Although the Leveson enquiry is
being held in front of the camera
(TV) for the public to view, what is being seen is obscured by the verbal prestidigitation of people about a system of
acute moral deficiency driving ideologies modelled in such a simplistic way that
overlooks obvious contradictions of their responsibilities that did not fit or
accord with the mind model of what they thought is true or right. False mind
models that have become integrated into the execution of public life that one could
say such political power that there is, is now rotten.
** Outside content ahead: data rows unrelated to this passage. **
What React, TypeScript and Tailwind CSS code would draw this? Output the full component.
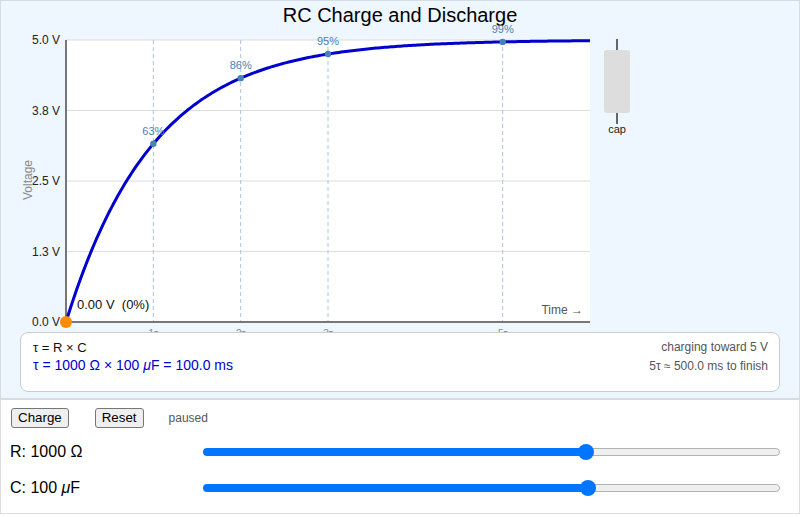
import React from "react";

const X0 = 66;
const X1 = 590;
const Y0 = 322;
const Y1 = 40;
const TAU_W = (X1 - X0) / 6;

function vx(t: number) {
  return X0 + t * TAU_W;
}
function vy(v: number) {
  return Y0 - (v / 5) * (Y0 - Y1);
}

function curvePath() {
  const pts: string[] = [];
  for (let i = 0; i <= 240; i++) {
    const t = (i / 240) * 6;
    const v = 5 * (1 - Math.exp(-t));
    pts.push(`${i === 0 ? "M" : "L"}${vx(t).toFixed(2)},${vy(v).toFixed(2)}`);
  }
  return pts.join(" ");
}

function Chart() {
  const grid = [
    { v: 5, label: "5.0 V" },
    { v: 3.75, label: "3.8 V" },
    { v: 2.5, label: "2.5 V" },
    { v: 1.25, label: "1.3 V" },
    { v: 0, label: "0.0 V" },
  ];
  const marks = [
    { k: 1, p: "63%" },
    { k: 2, p: "86%" },
    { k: 3, p: "95%" },
    { k: 5, p: "99%" },
  ];
  return (
    <svg width={640} height={309} viewBox="1 23 640 309" className="block">
      <rect x={X0} y={Y1} width={X1 - X0} height={Y0 - Y1} fill="#ffffff" />
      {grid.map((g) => (
        <line key={g.label} x1={X0} x2={X1} y1={vy(g.v)} y2={vy(g.v)} stroke="#dddddd" strokeWidth={1} />
      ))}
      {marks.map((m) => (
        <line
          key={m.k}
          x1={vx(m.k)}
          x2={vx(m.k)}
          y1={Y1}
          y2={Y0}
          stroke="#b0c4de"
          strokeWidth={1}
          strokeDasharray="4 3"
        />
      ))}
      {marks.map((m) => (
        <text key={"xl" + m.k} x={vx(m.k)} y={337} fontSize={10} fill="#888888" textAnchor="middle">
          {m.k}τ
        </text>
      ))}
      <line x1={X0} x2={X0} y1={Y1} y2={Y0 + 1} stroke="#777777" strokeWidth={2} />
      <line x1={X0} x2={X1} y1={Y0} y2={Y0} stroke="#777777" strokeWidth={2} />
      {grid.map((g) => (
        <text key={"yl" + g.label} x={60} y={vy(g.v) + 4} fontSize={12} fill="#222222" textAnchor="end">
          {g.label}
        </text>
      ))}
      <text transform="translate(32,180) rotate(-90)" fontSize={12} fill="#888888" textAnchor="middle">
        Voltage
      </text>
      <text x={583} y={314} fontSize={12} fill="#555555" textAnchor="end">
        Time →
      </text>
      <path d={curvePath()} fill="none" stroke="#0000cc" strokeWidth={3} strokeLinejoin="round" />
      {marks.map((m) => {
        const v = 5 * (1 - Math.exp(-m.k));
        return (
          <g key={"d" + m.k}>
            <circle cx={vx(m.k)} cy={vy(v)} r={3.2} fill="#4682b4" />
            <text x={vx(m.k)} y={vy(v) - 9} fontSize={11} fill="#4682b4" textAnchor="middle">
              {m.p}
            </text>
          </g>
        );
      })}
      <circle cx={X0} cy={Y0} r={6} fill="#ff8c00" />
      <text x={77} y={309} fontSize={13} fill="#111111" style={{ whiteSpace: "pre" }}>
        {"0.00 V  (0%)"}
      </text>
      {/* capacitor */}
      <line x1={617} x2={617} y1={39} y2={51} stroke="#666666" strokeWidth={2} />
      <line x1={617} x2={617} y1={112} y2={124} stroke="#666666" strokeWidth={2} />
      <rect x={604} y={50} width={26} height={63} rx={3} fill="#dddddd" />
      <text x={617} y={133} fontSize={11} fill="#222222" textAnchor="middle">
        cap
      </text>
    </svg>
  );
}

function Slider({ thumb }: { thumb: number }) {
  const fill = thumb - 203;
  return (
    <div className="relative flex h-[16px] w-[577px] items-center">
      <div className="h-[8px] rounded-l-full bg-[#0075ff]" style={{ width: fill }} />
      <div className="h-[8px] flex-1 rounded-r-full border border-[#b2b2b2] bg-[#efefef]" />
      <div
        className="absolute top-0 h-[16px] w-[16px] rounded-full bg-[#0075ff]"
        style={{ left: fill - 8 }}
      />
    </div>
  );
}

export default function App() {
  return (
    <div className="h-[517px] w-[800px] overflow-hidden bg-white font-['Liberation_Sans',Arial,sans-serif] text-black">
      <div className="flex h-[399px] flex-col border border-[#d6dce3] bg-[#eef6ff]">
        <div className="mt-[3px] h-[19px] text-center text-[20px] leading-[22px]">RC Charge and Discharge</div>
        <Chart />
        <div className="ml-[19px] flex h-[60px] w-[760px] justify-between rounded-[8px] border border-[#cccccc] bg-white pl-[12px] pr-[11px] pt-[6px]">
          <div>
            <div className="text-[13px] leading-[17px] text-[#111]">τ = R × C</div>
            <div className="text-[14px] leading-[18px] text-[#0000cc]">
              τ = 1000 Ω × 100 <span className="italic">μ</span>F = 100.0 ms
            </div>
          </div>
          <div className="text-right text-[12px] text-[#555555]">
            <div className="leading-[17px]">charging toward 5 V</div>
            <div className="mt-[2px] leading-[17px]">5τ ≈ 500.0 ms to finish</div>
          </div>
        </div>
      </div>
      <div className="h-[115px] border border-[#dcdcdc] bg-white">
        <div className="flex items-center pl-[10px] pt-[8px]">
          <button className="h-[20px] rounded-[3px] border border-[#767676] bg-[#efefef] px-[6px] text-[13.33px] leading-[16px]">
            Charge
          </button>
          <button className="ml-[26px] h-[20px] rounded-[3px] border border-[#767676] bg-[#efefef] px-[6px] text-[13.33px] leading-[16px]">
            Reset
          </button>
          <span className="ml-[25px] text-[12px] text-[#555555]">paused</span>
        </div>
        <div className="mt-[6px] flex h-[36px] items-center pl-[9px]">
          <div className="w-[193px] text-[16px]">R: 1000 Ω</div>
          <Slider thumb={586} />
        </div>
        <div className="flex h-[36px] items-center pl-[9px]">
          <div className="w-[193px] text-[16px]">
            C: 100 <span className="italic">μ</span>F
          </div>
          <Slider thumb={588} />
        </div>
      </div>
    </div>
  );
}
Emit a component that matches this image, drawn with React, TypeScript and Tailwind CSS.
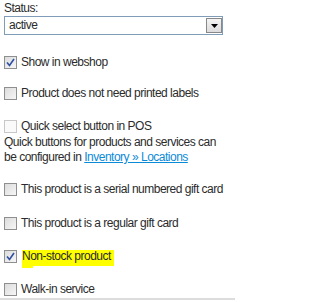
function Box({ checked, light }: { checked?: boolean; light?: boolean }) {
  return (
    <span
      className={`inline-flex w-[13px] h-[13px] shrink-0 items-center justify-center border ${
        light ? "border-[#c8c8c8] bg-[#fafafa]" : "border-[#8e8f8f] bg-gradient-to-br from-[#dcdcdc] to-[#f6f6f6]"
      }`}
    >
      {checked && (
        <svg width="9" height="9" viewBox="0 0 9 9">
          <path d="M1 4.5 L3.5 7.5 L8 1" stroke="#2d4fa3" strokeWidth="1.6" fill="none" />
        </svg>
      )}
    </span>
  );
}

function Row({ label, checked, light, mark }: { label: string; checked?: boolean; light?: boolean; mark?: boolean }) {
  return (
    <div className="relative flex items-center gap-[4px] h-[13px] whitespace-nowrap">
      <Box checked={checked} light={light} />
      {mark && (
        <>
          <span className="absolute left-[18px] top-0 w-[92px] h-[16px] bg-[#ffff00]" />
          <span className="absolute left-[18px] top-[16px] w-[11px] h-[2px] bg-[#ffff00]" />
        </>
      )}
      <span className={mark ? "relative pl-[1px] -mt-[1px]" : ""}>{label}</span>
    </div>
  );
}

export default function App() {
  return (
    <div className="w-[235px] h-[302px] bg-white text-[12px] leading-[15px] tracking-[-0.5px] text-[#2b2b2b] font-['Liberation_Sans',Arial,sans-serif] px-[4px] pt-[1px] relative overflow-hidden">
      <div>Status:</div>
      <div className="w-[219px] h-[19px] border border-[#7f9db9] flex items-center justify-between pl-[4px] pr-0">
        <span>active</span>
        <span className="w-[16px] h-[15px] border border-[#888] bg-gradient-to-b from-[#f4f4f4] to-[#dcdcdc] flex items-center justify-center">
          <svg width="7" height="4" viewBox="0 0 7 4">
            <path d="M0 0 H7 L3.5 4 Z" fill="#000" />
          </svg>
        </span>
      </div>
      <div className="mt-[21px] flex flex-col">
        <Row label="Show in webshop" checked />
        <div className="h-[18px]" />
        <Row label="Product does not need printed labels" />
        <div className="h-[20px]" />
        <Row label="Quick select button in POS" light />
        <p className="mt-[2px]">
          Quick buttons for products and services can be configured in{" "}
          <a href="#" className="text-[#0b8ad8] underline">
            Inventory » Locations
          </a>
        </p>
        <div className="h-[18px]" />
        <Row label="This product is a serial numbered gift card" />
        <div className="h-[21px]" />
        <Row label="This product is a regular gift card" />
        <div className="h-[20px]" />
        <Row label="Non-stock product" checked mark />
        <div className="h-[20px]" />
        <Row label="Walk-in service" />
      </div>
      <div className="absolute left-0 right-0 bottom-[2px] h-[2px] bg-[#dcdcdc]" />
    </div>
  );
}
As the Leveson enquiry progresses
one can see that it will not be able to draw any conclusions that are not
supported by documentation as there is no compulsion that can be applied that
will open up for assessment any of the sense, intention, purpose, meaning of
content, or any actual contemporaneous substance of discussion held in private
that may have or may not have a direct or indirect bearing on matters of public
relevance that relates to the hacking scandal. It will have to leave open the
extraction of intention of action carried out by the unexcused, for other to
interpret
Will lessons be leaned? No, unfortunately
it is to be expected that modern society has allowed a consolidated conviction
of thinking in classical terms to take place, dominated by might is right; vested
in members of a select cadre of people to procreate their fixed expert
professional views and never more so than in the power of a cadre of specialised
people in economics, politics, academics and commerce in every field. It is why
is so difficult to expose defunct ideologies and professional protectionism
that prove to be wrong, for the lone raised voice in outrage and incredulity that
seek investigation, it often takes an outbreak of a great critical paradigm
shift to be heard, this is unlikely to be the one.